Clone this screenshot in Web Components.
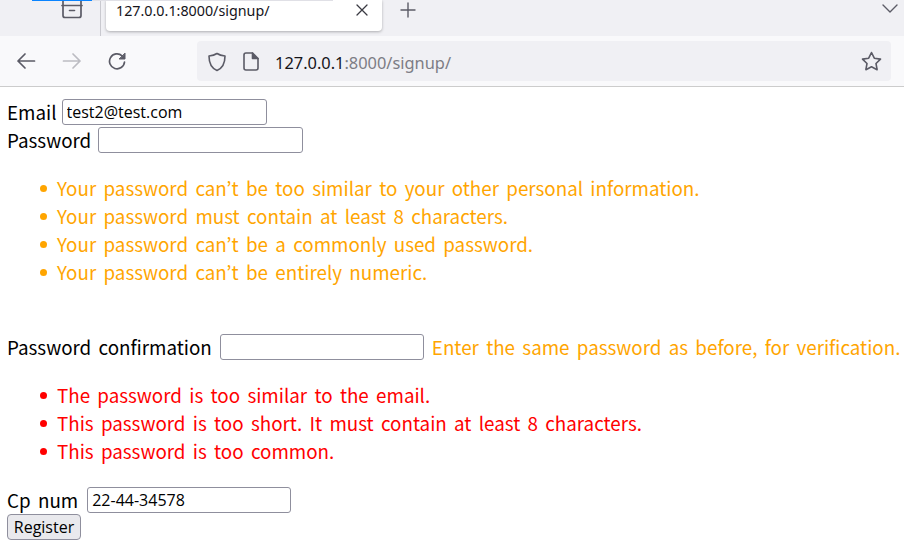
==
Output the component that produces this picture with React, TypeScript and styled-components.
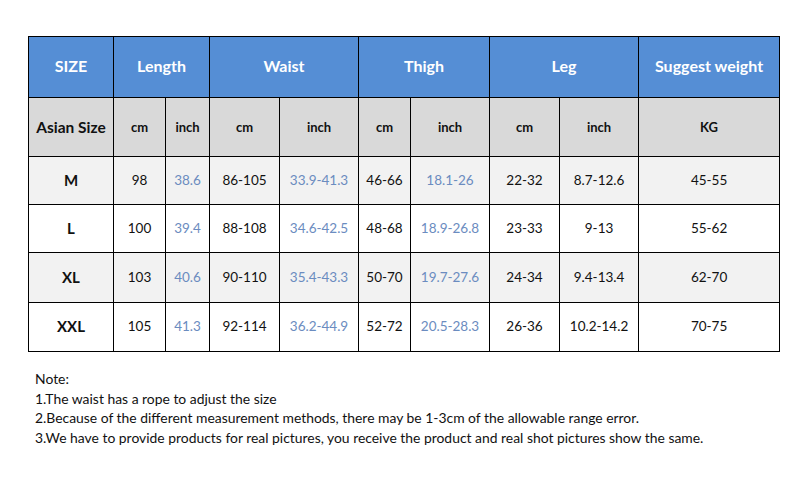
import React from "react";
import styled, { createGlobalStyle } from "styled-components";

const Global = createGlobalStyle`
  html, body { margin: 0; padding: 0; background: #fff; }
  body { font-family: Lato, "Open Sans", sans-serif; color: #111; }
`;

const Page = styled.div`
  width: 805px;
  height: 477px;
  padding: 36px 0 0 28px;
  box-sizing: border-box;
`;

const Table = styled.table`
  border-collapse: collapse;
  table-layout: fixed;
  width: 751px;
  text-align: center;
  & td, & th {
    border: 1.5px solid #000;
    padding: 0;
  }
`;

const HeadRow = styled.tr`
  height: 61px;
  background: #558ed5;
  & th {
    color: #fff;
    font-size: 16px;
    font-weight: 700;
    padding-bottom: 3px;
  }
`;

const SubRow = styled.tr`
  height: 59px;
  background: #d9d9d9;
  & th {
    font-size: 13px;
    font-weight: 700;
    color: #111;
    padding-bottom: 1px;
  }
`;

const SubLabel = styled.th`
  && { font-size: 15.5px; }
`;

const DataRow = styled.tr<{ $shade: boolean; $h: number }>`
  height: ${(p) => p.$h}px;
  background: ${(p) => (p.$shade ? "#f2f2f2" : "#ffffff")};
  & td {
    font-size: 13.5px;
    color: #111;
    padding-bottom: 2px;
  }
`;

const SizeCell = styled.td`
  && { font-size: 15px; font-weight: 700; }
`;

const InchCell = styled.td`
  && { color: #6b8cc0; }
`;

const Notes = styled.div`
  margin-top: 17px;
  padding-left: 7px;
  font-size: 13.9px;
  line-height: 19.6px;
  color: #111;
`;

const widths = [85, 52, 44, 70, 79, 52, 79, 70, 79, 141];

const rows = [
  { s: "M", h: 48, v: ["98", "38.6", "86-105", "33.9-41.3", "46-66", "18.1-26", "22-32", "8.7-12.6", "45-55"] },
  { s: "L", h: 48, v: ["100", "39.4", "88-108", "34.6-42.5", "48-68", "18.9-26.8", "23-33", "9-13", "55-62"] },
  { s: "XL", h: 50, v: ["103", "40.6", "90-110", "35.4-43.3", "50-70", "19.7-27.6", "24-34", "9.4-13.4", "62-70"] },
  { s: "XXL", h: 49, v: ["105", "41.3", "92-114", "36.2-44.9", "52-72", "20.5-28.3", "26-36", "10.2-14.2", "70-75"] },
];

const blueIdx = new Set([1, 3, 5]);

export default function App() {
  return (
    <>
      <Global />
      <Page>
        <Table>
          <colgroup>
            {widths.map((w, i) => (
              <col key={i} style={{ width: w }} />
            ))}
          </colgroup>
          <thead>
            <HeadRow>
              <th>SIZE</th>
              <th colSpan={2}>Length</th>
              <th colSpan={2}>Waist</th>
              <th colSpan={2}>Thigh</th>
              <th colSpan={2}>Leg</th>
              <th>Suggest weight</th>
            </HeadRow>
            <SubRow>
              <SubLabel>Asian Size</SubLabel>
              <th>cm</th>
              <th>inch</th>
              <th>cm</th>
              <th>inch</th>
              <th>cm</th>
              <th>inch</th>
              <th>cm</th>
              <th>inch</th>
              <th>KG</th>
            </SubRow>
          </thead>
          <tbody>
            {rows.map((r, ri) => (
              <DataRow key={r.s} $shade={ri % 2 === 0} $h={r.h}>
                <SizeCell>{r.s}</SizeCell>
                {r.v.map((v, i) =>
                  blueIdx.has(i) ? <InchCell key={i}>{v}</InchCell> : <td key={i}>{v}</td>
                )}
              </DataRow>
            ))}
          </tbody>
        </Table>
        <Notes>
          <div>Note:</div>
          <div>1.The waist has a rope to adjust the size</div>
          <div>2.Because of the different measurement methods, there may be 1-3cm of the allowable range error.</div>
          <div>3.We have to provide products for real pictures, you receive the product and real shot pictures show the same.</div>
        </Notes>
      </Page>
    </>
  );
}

**Requirements:** In the entries above, find the line that contains "Output the component" and the line that contains "const blueIdx = new Set([1, 3, 5]);". Reproduce exactly those two lines and every line between them, but not the pictures.

**Answer to the task:**
Output the component that produces this picture with React, TypeScript and styled-components.
import React from "react";
import styled, { createGlobalStyle } from "styled-components";

const Global = createGlobalStyle`
  html, body { margin: 0; padding: 0; background: #fff; }
  body { font-family: Lato, "Open Sans", sans-serif; color: #111; }
`;

const Page = styled.div`
  width: 805px;
  height: 477px;
  padding: 36px 0 0 28px;
  box-sizing: border-box;
`;

const Table = styled.table`
  border-collapse: collapse;
  table-layout: fixed;
  width: 751px;
  text-align: center;
  & td, & th {
    border: 1.5px solid #000;
    padding: 0;
  }
`;

const HeadRow = styled.tr`
  height: 61px;
  background: #558ed5;
  & th {
    color: #fff;
    font-size: 16px;
    font-weight: 700;
    padding-bottom: 3px;
  }
`;

const SubRow = styled.tr`
  height: 59px;
  background: #d9d9d9;
  & th {
    font-size: 13px;
    font-weight: 700;
    color: #111;
    padding-bottom: 1px;
  }
`;

const SubLabel = styled.th`
  && { font-size: 15.5px; }
`;

const DataRow = styled.tr<{ $shade: boolean; $h: number }>`
  height: ${(p) => p.$h}px;
  background: ${(p) => (p.$shade ? "#f2f2f2" : "#ffffff")};
  & td {
    font-size: 13.5px;
    color: #111;
    padding-bottom: 2px;
  }
`;

const SizeCell = styled.td`
  && { font-size: 15px; font-weight: 700; }
`;

const InchCell = styled.td`
  && { color: #6b8cc0; }
`;

const Notes = styled.div`
  margin-top: 17px;
  padding-left: 7px;
  font-size: 13.9px;
  line-height: 19.6px;
  color: #111;
`;

const widths = [85, 52, 44, 70, 79, 52, 79, 70, 79, 141];

const rows = [
  { s: "M", h: 48, v: ["98", "38.6", "86-105", "33.9-41.3", "46-66", "18.1-26", "22-32", "8.7-12.6", "45-55"] },
  { s: "L", h: 48, v: ["100", "39.4", "88-108", "34.6-42.5", "48-68", "18.9-26.8", "23-33", "9-13", "55-62"] },
  { s: "XL", h: 50, v: ["103", "40.6", "90-110", "35.4-43.3", "50-70", "19.7-27.6", "24-34", "9.4-13.4", "62-70"] },
  { s: "XXL", h: 49, v: ["105", "41.3", "92-114", "36.2-44.9", "52-72", "20.5-28.3", "26-36", "10.2-14.2", "70-75"] },
];

const blueIdx = new Set([1, 3, 5]);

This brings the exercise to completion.